The bug at scale: the feedback loop / filter bubble
Here is what makes recommendation worse than a textbook bandit. In lesson 08 the arms' true rewards were fixed and the data was an innocent record of pulls. In a recommender, the policy that picks items also generates the only data the next model is trained on. That is the off-policy hazard from lesson 12 turned into a closed loop:
greedy policy shows only items it ALREADY scores high
│
▼
users can only click on what they were shown
│
▼
logs contain clicks for popular items, ~nothing for the rest
│
▼
next model learns "popular items work, the rest are unknown/bad"
│
▼
shows even fewer distinct items ──► (loop tightens)
The catalog the user actually sees collapses to a narrow shell — the filter bubble. Two damages compound:
- Coverage collapse. Most of the catalog is never shown, so its CTR is never measured. A genuinely better item that happened to start cold is starved of the exposure it needs to prove itself — it can never escape.
- Biased data. Tomorrow's training set is not a sample of the world; it is a sample of what this policy chose to show. Off-policy correction (importance weighting from lesson 12; doubly-robust estimators in lesson 55) exists precisely to undo this bias — but you cannot reweight toward items with zero logged exposure. Exploration has to put the data there in the first place.
Interactive · the explore knob — CTR vs catalog coverage
A catalog of items, each with a hidden true CTR. Users arrive with a context; for each user the recommender scores items, then shows one according to the explore rate below. At explore = 0 it is pure greedy: it shows whatever it currently thinks is best. Turn the knob up and it sometimes probes an under-served item instead. Watch two meters move in opposite directions at first — and notice which policy wins on the long-run click rate.

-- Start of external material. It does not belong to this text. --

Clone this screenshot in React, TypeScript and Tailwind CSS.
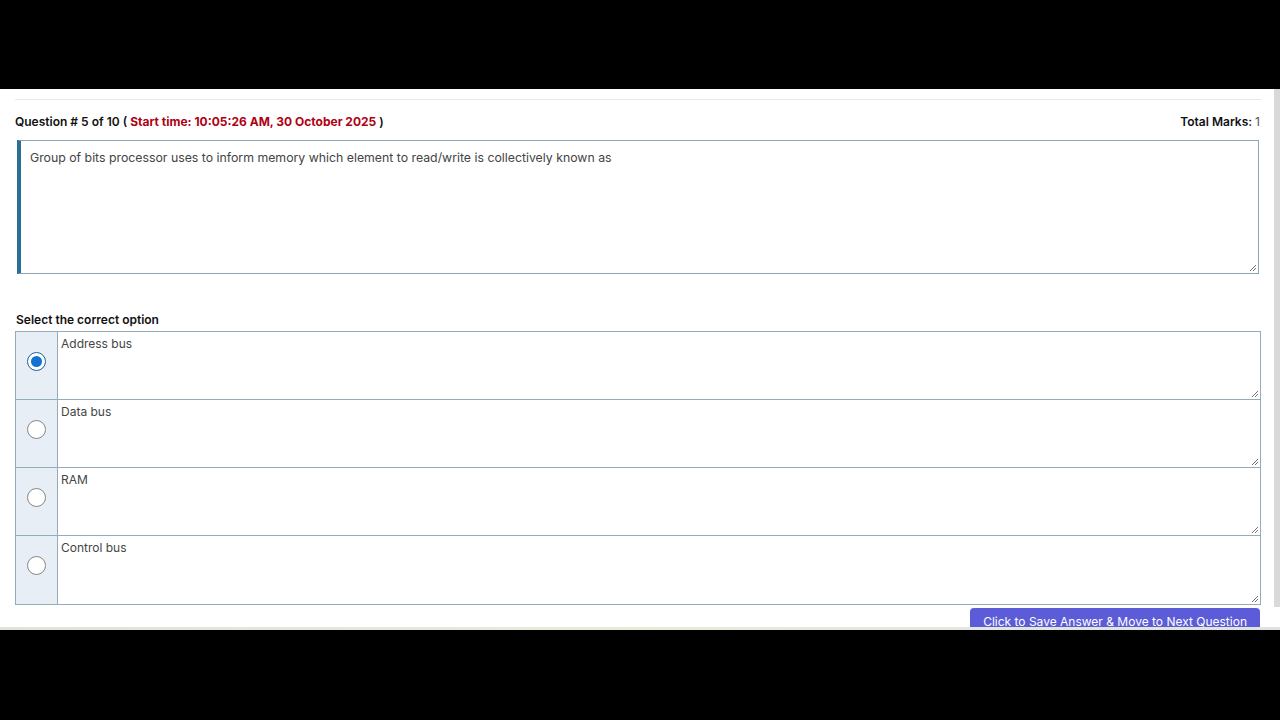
import * as React from "react";

const options = ["Address bus", "Data bus", "RAM", "Control bus"];

const ResizeGrip = () => (
  <svg
    width="7"
    height="7"
    viewBox="0 0 7 7"
    className="absolute bottom-[2px] right-[2px]"
  >
    <path d="M1 7 L7 1 M4 7 L7 4" stroke="#707070" strokeWidth="1" />
  </svg>
);

const Radio = ({ checked }: { checked?: boolean }) =>
  checked ? (
    <div className="flex h-[19px] w-[19px] items-center justify-center rounded-full border-[1.5px] border-[#1e5f9e] bg-white">
      <div className="h-[11px] w-[11px] rounded-full bg-[#1273cf]" />
    </div>
  ) : (
    <div className="h-[19px] w-[19px] rounded-full border border-[#858585] bg-white" />
  );

const OptionRow = ({ label, checked }: { label: string; checked?: boolean }) => (
  <div className="flex h-[68px] border-b border-[#94abb9] last:border-b-0">
    <div className="flex w-[42px] shrink-0 justify-center border-r border-[#94abb9] bg-[#e8eef6] pt-[20px]">
      <Radio checked={checked} />
    </div>
    <div className="relative flex-1 px-[3px] pt-[5px] text-[12px] leading-[14px] text-[#454545]">
      {label}
      <ResizeGrip />
    </div>
  </div>
);

export default function App() {
  return (
    <div
      className="flex h-screen w-full flex-col bg-black"
      style={{ fontFamily: "Inter, 'Noto Sans', sans-serif" }}
    >
      <div className="h-[89px] shrink-0" />
      <div className="flex h-[541px] shrink-0 flex-col bg-white">
        <div className="flex min-h-0 flex-1 overflow-hidden">
          <div className="min-w-0 flex-1 pl-[15px] pr-[13px] pt-[10px]">
            <div className="border-t border-[#e8e8e8] pt-[13px]">
              <div className="flex h-[18px] items-center justify-between text-[12px] font-semibold text-[#111]">
                <div>
                  Question # 5 of 10 ({" "}
                  <span className="font-bold text-[#b00012]">
                    Start time: 10:05:26 AM, 30 October 2025
                  </span>{" "}
                  )
                </div>
                <div className="pr-[1px]">
                  Total Marks: <span className="font-normal text-[#555]">1</span>
                </div>
              </div>
            </div>

            <div className="mt-[9px] px-[2px]">
              <div className="relative h-[134px] border border-l-4 border-[#8ea6b3] border-l-[#2b6f94] pl-[9px] pt-[10px] text-[12.3px] leading-[14px] text-[#444]">
                Group of bits processor uses to inform memory which element to
                read/write is collectively known as
                <ResizeGrip />
              </div>
            </div>

            <div className="mt-[37px] h-[18px] pl-[1px] text-[12px] leading-[18px] font-semibold text-[#111]">
              Select the correct option
            </div>

            <div className="mt-[2px] border border-[#94abb9]">
              {options.map((o, i) => (
                <OptionRow key={o} label={o} checked={i === 0} />
              ))}
            </div>

            <div className="mt-[3px] flex justify-end pr-[1px]">
              <button className="h-[27px] rounded-t-[4px] bg-[#5c5cd8] px-[13px] text-[12px] leading-[16px] text-white">
                Click to Save Answer &amp; Move to Next Question
              </button>
            </div>
          </div>
          <div className="w-[6px] shrink-0">
            <div className="h-[518px] bg-[#d9d9d9]" />
          </div>
        </div>
        <div className="h-[3px] shrink-0 bg-gradient-to-r from-[#dfe3dc] via-[#e6ebd8] to-[#e0e2e0]" />
      </div>
      <div className="flex-1" />
    </div>
  );
}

What you should see: at ε = 0 the realized CTR shoots up fast — and coverage flatlines low. The recommender commits to the first item that looks good and shows almost nothing else; if the truly-best item started cold, the "Found best item?" meter stays no and CTR plateaus below what was achievable. Nudge ε to ~0.05–0.15 and coverage climbs, the best item gets discovered, and the long-run CTR overtakes the greedy run. Push ε too high (toward 0.6) and you are back to lesson 08's ε=1 pathology: you spend so many impressions probing that realized CTR sags — over-exploration wastes clicks just as surely as under-exploration loses them.
Map back to the spine
Pin this domain onto the course's value / policy / model map:
| Spine concept | In a recommender |
|---|---|
| MDP, collapsed to one state (lesson 08) | contextual bandit — context in, item out, click back, no transitions |
| State s | the user context vector x (history, session, time) |
| Action a | the item shown, from a catalog of K arms |
| Reward r | click / dwell / purchase |
| Value Q(x,a) | conditional CTR — a per-item reward model, e.g. LinUCB's θa·x |
| Exploration (lesson 08) | the cold-start fix: ε-greedy / UCB / Thompson over items |
| Off-policy data (lesson 12) | the feedback loop — today's policy biases tomorrow's logs |
So this is value-based RL on the simplest possible MDP: learn Q(x,a), act near-greedily, but keep an exploration bonus alive so the data never goes stale. Two things are deliberately missing, and they are exactly what lesson 55 adds back. First, real feeds show a slate of items, not one, and a click now changes what the user wants later — that is transitions returning, and the bandit grows back into a full MDP where long-term value, not greedy CTR, is the objective. Second, you cannot A/B-test every candidate policy on live users, so you must evaluate off-policy from logs — the importance-sampling and doubly-robust estimators built directly on lesson 12.